Records with interface code:

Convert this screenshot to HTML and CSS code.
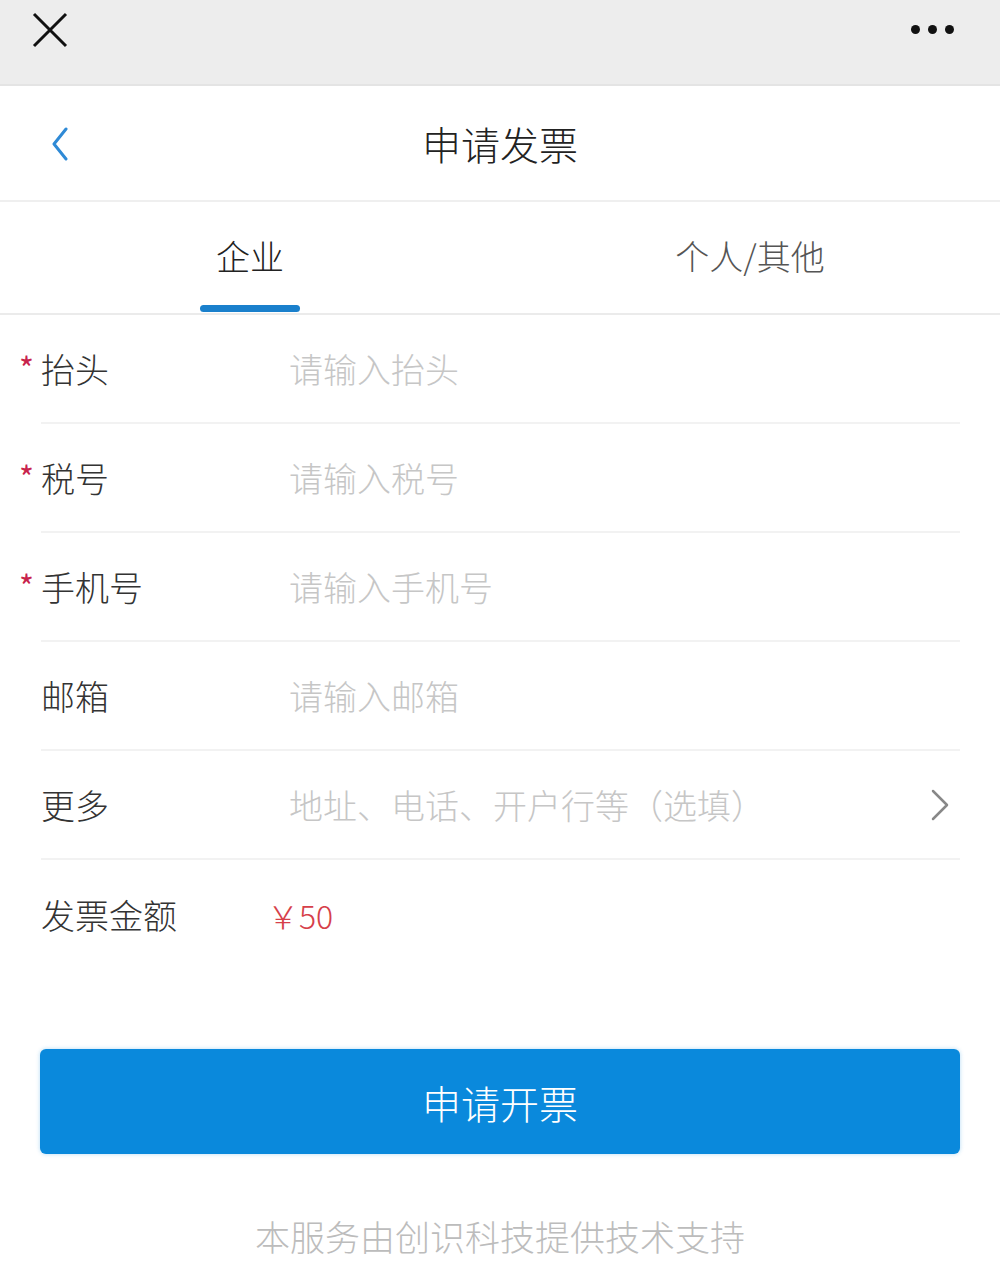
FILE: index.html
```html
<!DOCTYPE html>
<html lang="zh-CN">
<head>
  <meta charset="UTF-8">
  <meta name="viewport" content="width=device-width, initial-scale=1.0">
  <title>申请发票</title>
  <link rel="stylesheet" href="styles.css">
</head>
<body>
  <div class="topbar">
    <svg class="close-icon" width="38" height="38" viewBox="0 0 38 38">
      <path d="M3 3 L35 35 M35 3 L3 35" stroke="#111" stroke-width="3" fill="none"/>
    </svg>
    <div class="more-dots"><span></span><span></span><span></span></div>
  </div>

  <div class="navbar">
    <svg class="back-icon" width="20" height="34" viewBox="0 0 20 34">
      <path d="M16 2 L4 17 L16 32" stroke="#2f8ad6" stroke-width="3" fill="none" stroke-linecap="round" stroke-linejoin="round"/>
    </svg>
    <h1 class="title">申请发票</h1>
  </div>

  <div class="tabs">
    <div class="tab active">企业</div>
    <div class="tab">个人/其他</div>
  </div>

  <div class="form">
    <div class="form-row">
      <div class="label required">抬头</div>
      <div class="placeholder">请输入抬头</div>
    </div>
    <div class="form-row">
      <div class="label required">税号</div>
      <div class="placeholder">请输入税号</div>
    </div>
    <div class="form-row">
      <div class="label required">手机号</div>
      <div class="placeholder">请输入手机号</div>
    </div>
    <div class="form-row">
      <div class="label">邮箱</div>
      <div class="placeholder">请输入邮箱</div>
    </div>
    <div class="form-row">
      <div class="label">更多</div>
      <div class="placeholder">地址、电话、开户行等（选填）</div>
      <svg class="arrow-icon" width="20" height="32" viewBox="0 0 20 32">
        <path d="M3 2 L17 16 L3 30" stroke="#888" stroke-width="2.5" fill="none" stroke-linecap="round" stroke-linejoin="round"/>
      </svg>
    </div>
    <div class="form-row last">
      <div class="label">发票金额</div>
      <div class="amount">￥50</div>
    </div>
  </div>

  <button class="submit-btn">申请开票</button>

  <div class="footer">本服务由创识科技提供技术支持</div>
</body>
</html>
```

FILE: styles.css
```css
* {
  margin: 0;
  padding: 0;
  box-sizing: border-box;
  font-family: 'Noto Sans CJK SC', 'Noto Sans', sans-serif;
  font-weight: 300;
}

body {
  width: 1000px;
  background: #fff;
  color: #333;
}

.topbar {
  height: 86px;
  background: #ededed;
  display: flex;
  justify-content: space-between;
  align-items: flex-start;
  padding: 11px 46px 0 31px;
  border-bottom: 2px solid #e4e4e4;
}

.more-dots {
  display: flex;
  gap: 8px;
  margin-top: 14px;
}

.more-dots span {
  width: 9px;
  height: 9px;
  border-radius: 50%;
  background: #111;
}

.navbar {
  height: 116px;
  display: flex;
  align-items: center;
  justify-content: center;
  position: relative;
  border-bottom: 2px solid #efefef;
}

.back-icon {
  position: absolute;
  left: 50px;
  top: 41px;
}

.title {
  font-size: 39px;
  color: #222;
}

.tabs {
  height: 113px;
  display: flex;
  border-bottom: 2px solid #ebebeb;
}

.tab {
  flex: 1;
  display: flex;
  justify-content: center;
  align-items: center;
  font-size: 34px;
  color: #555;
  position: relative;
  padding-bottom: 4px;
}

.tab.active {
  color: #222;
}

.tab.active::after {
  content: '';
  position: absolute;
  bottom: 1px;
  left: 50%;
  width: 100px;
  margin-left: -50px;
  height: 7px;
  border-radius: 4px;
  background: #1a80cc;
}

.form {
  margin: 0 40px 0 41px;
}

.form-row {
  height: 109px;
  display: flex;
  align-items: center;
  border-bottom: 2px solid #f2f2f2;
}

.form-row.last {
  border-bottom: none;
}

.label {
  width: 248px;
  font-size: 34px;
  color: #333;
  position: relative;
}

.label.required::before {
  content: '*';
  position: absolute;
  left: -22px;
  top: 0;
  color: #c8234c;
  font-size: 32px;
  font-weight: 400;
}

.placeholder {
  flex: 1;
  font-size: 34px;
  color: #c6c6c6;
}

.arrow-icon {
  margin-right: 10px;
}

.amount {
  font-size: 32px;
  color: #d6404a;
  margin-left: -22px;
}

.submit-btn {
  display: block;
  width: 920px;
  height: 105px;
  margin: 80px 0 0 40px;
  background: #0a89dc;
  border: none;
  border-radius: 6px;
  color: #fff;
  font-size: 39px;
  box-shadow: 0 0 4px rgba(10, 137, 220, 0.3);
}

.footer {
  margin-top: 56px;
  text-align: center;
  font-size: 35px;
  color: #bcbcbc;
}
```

--

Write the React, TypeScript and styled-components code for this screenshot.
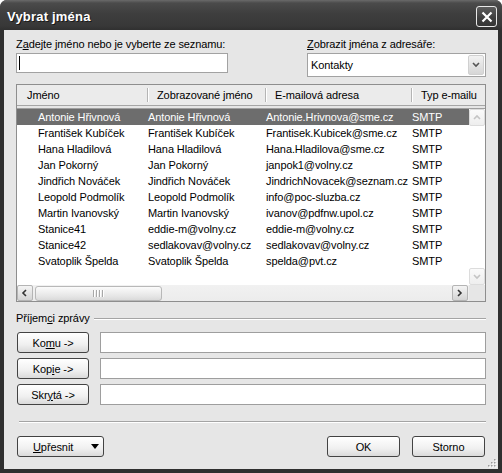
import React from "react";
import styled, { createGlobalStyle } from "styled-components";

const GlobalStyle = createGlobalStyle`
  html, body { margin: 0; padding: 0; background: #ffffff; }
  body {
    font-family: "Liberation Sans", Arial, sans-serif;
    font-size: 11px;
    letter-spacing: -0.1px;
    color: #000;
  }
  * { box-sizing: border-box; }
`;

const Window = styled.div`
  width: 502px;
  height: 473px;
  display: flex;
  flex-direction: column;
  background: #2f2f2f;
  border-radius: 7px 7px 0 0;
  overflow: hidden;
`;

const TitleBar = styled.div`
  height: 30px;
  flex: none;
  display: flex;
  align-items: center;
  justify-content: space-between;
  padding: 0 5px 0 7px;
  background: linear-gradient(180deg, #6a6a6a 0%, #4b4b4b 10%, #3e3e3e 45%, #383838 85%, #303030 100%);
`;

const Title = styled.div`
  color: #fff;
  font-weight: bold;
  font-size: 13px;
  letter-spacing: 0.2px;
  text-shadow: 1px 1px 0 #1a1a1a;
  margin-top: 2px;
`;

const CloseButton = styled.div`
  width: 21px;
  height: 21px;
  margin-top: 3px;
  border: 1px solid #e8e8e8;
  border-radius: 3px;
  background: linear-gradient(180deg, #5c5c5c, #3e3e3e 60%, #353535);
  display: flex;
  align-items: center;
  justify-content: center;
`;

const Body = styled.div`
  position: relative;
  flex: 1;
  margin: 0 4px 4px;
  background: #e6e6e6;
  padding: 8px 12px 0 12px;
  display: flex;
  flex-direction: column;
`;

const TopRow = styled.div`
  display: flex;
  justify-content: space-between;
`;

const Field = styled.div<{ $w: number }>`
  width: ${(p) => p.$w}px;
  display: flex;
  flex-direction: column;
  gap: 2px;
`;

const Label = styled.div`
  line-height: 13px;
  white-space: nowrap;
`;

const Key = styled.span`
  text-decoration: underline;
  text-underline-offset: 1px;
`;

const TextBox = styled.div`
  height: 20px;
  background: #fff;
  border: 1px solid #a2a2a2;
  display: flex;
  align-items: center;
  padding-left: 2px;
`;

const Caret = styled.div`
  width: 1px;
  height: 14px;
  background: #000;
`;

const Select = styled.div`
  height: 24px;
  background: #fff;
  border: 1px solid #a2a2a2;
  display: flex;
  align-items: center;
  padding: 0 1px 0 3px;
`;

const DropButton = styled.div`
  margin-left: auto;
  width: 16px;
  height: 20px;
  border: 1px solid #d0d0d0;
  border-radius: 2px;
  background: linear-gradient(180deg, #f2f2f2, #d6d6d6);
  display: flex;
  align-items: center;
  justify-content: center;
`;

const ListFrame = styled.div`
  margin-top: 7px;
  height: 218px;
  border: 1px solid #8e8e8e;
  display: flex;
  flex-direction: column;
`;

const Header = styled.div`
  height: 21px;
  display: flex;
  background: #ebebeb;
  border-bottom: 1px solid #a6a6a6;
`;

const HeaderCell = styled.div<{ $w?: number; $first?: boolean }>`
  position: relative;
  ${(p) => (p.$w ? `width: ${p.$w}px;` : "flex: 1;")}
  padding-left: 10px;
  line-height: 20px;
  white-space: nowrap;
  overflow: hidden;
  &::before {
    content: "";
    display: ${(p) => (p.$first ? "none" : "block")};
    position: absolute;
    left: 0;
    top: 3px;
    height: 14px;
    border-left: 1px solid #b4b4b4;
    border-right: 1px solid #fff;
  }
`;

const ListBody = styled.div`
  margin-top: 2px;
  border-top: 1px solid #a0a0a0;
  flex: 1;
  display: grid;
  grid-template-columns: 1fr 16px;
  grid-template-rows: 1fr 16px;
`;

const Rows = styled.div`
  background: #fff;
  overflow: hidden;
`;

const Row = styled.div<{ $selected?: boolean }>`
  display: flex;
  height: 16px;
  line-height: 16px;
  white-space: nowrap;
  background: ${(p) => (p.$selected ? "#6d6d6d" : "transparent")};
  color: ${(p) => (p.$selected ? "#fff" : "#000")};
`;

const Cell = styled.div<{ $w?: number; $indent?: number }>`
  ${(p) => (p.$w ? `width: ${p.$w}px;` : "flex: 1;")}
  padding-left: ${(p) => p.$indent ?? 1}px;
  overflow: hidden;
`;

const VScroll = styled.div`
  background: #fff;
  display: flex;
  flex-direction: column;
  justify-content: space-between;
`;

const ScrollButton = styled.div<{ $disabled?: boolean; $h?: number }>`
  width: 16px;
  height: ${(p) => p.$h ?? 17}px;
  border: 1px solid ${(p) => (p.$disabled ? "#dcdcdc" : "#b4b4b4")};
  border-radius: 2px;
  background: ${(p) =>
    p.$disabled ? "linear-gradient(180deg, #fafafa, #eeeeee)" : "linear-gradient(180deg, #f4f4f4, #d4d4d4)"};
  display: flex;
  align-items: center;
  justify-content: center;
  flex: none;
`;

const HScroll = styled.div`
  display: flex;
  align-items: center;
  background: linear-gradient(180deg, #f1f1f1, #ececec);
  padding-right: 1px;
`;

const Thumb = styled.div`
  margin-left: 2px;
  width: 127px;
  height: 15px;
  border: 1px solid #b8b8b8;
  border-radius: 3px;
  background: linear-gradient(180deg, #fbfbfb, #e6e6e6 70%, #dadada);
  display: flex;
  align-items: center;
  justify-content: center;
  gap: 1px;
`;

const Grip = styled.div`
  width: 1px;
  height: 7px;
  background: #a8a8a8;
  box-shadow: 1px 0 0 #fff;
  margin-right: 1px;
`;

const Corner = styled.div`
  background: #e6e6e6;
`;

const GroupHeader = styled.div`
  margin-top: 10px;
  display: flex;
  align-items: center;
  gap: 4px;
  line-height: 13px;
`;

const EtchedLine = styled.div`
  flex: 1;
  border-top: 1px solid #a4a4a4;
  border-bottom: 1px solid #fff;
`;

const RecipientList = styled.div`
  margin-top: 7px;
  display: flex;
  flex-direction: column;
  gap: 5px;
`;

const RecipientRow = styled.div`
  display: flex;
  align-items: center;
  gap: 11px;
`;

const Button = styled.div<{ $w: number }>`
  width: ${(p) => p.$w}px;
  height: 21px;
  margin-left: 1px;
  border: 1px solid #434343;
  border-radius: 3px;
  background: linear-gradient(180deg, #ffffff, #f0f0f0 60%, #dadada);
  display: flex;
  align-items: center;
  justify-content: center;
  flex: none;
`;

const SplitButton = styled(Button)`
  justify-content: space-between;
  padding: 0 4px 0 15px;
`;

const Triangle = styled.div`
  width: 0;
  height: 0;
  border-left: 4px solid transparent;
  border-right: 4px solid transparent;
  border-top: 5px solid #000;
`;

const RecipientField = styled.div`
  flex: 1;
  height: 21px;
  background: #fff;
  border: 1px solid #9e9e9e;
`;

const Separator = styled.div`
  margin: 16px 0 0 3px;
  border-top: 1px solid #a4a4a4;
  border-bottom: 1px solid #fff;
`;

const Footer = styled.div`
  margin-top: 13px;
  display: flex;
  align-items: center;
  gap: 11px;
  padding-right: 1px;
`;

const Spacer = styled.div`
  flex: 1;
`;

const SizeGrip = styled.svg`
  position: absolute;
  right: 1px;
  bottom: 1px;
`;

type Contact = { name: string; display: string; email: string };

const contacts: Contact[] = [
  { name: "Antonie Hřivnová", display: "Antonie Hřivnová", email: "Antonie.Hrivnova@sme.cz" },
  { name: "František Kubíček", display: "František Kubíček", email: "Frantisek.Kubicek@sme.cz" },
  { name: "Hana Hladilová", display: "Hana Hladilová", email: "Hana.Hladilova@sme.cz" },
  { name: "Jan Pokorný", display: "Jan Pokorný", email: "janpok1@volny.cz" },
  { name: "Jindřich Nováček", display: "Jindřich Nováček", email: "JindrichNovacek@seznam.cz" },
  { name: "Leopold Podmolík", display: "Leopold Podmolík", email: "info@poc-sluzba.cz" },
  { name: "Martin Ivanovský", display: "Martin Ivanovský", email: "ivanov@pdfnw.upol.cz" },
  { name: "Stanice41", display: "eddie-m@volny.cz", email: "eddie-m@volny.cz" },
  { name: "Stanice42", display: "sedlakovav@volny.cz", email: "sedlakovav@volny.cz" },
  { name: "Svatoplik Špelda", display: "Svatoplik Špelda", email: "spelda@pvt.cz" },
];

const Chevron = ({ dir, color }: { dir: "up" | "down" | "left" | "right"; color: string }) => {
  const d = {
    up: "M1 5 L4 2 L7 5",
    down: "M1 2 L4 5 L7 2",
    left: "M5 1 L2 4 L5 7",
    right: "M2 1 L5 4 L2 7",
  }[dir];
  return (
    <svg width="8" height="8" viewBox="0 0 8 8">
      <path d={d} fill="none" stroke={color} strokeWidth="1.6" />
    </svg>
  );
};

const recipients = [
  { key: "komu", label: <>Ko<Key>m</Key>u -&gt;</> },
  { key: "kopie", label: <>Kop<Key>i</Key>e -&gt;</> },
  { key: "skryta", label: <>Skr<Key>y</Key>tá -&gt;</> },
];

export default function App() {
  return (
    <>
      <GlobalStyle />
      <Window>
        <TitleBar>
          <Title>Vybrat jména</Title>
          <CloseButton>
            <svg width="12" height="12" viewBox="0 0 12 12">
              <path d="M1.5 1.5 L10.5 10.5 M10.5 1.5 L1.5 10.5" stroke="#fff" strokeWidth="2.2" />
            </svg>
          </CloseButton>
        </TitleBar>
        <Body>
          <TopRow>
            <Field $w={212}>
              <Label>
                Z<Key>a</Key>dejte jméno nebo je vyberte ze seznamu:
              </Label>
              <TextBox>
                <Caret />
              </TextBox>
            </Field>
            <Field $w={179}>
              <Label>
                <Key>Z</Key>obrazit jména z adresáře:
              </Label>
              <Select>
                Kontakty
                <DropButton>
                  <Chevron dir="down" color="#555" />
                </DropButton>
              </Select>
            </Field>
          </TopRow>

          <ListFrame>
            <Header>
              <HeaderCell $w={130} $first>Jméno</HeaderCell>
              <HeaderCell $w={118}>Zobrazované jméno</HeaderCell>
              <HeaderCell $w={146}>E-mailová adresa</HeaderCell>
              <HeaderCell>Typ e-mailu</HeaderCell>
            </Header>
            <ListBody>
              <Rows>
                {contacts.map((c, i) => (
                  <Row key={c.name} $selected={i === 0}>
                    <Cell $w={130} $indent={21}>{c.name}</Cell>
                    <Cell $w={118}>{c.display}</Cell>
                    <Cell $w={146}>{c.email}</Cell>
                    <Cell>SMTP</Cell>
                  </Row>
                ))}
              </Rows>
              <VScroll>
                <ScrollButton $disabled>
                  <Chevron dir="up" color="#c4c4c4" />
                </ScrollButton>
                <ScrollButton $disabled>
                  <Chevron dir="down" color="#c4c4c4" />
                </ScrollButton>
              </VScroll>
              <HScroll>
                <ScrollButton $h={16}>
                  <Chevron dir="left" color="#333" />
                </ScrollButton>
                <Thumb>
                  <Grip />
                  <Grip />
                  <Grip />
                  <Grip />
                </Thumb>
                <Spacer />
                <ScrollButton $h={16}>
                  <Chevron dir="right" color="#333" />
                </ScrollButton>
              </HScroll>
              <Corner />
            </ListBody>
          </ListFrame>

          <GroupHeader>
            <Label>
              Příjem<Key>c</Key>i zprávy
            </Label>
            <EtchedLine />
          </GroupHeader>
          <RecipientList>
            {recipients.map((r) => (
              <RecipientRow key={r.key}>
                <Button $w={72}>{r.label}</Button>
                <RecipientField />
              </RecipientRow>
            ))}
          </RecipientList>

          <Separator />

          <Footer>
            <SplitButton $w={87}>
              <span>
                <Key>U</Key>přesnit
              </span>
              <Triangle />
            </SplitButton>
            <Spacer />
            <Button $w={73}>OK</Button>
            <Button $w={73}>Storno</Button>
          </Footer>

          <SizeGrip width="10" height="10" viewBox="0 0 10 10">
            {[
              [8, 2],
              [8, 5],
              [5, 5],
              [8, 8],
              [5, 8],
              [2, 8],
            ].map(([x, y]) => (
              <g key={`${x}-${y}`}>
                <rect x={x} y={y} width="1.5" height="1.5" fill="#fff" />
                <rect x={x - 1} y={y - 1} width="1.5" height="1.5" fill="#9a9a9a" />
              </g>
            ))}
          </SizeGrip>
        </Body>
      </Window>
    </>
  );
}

---

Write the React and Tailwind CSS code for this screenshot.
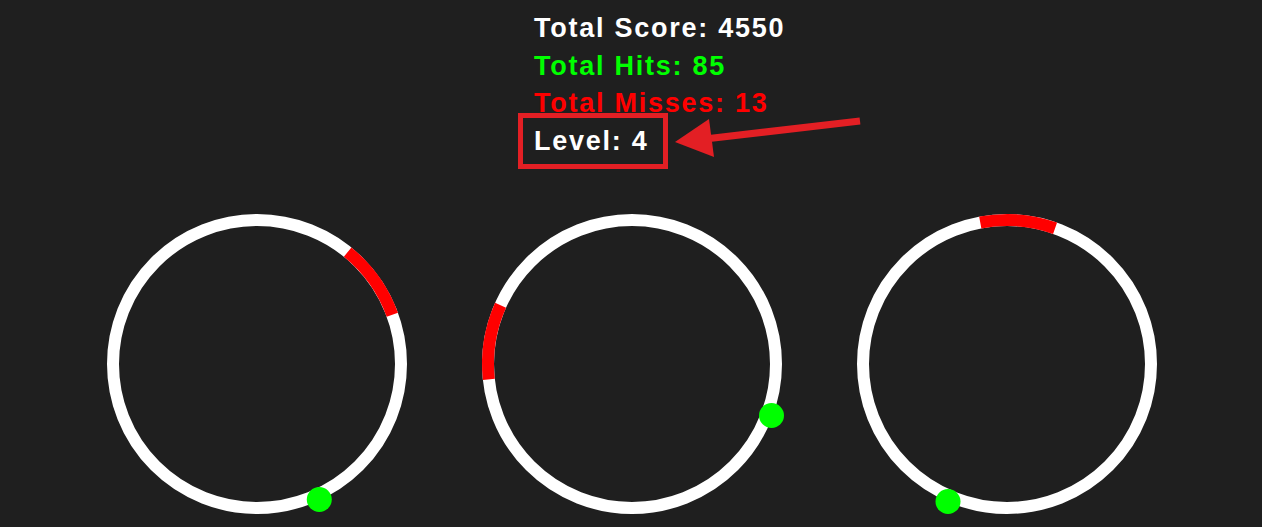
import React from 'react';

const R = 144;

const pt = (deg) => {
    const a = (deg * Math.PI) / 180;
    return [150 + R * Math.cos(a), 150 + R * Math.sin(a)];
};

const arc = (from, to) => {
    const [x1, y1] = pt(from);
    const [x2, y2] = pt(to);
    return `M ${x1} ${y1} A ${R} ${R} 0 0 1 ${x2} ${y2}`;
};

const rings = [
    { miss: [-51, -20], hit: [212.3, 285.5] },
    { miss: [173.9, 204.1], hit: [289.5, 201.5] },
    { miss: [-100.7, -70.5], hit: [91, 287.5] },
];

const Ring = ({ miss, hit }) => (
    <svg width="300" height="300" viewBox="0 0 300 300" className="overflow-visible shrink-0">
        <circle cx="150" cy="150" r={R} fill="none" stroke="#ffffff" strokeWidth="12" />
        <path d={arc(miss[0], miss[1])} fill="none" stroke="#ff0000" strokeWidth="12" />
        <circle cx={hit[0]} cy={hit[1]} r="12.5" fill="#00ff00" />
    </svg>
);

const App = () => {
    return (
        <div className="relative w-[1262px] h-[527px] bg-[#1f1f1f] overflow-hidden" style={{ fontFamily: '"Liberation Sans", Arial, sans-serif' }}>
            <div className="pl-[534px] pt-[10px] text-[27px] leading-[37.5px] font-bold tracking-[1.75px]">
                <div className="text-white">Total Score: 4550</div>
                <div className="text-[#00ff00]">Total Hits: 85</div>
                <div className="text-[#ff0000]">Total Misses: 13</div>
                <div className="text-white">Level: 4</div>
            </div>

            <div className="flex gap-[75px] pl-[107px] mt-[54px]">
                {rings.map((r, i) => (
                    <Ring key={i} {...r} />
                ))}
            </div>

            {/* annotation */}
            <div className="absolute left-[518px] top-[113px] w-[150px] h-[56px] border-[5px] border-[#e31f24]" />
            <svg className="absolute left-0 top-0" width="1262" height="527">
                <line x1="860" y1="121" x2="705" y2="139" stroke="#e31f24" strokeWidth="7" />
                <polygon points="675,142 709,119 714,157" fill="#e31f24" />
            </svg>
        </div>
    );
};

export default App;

■ Task objective ■
From the data above, work out how many lines hold "this". Answer with the number alone.

■ Expected answer ■
3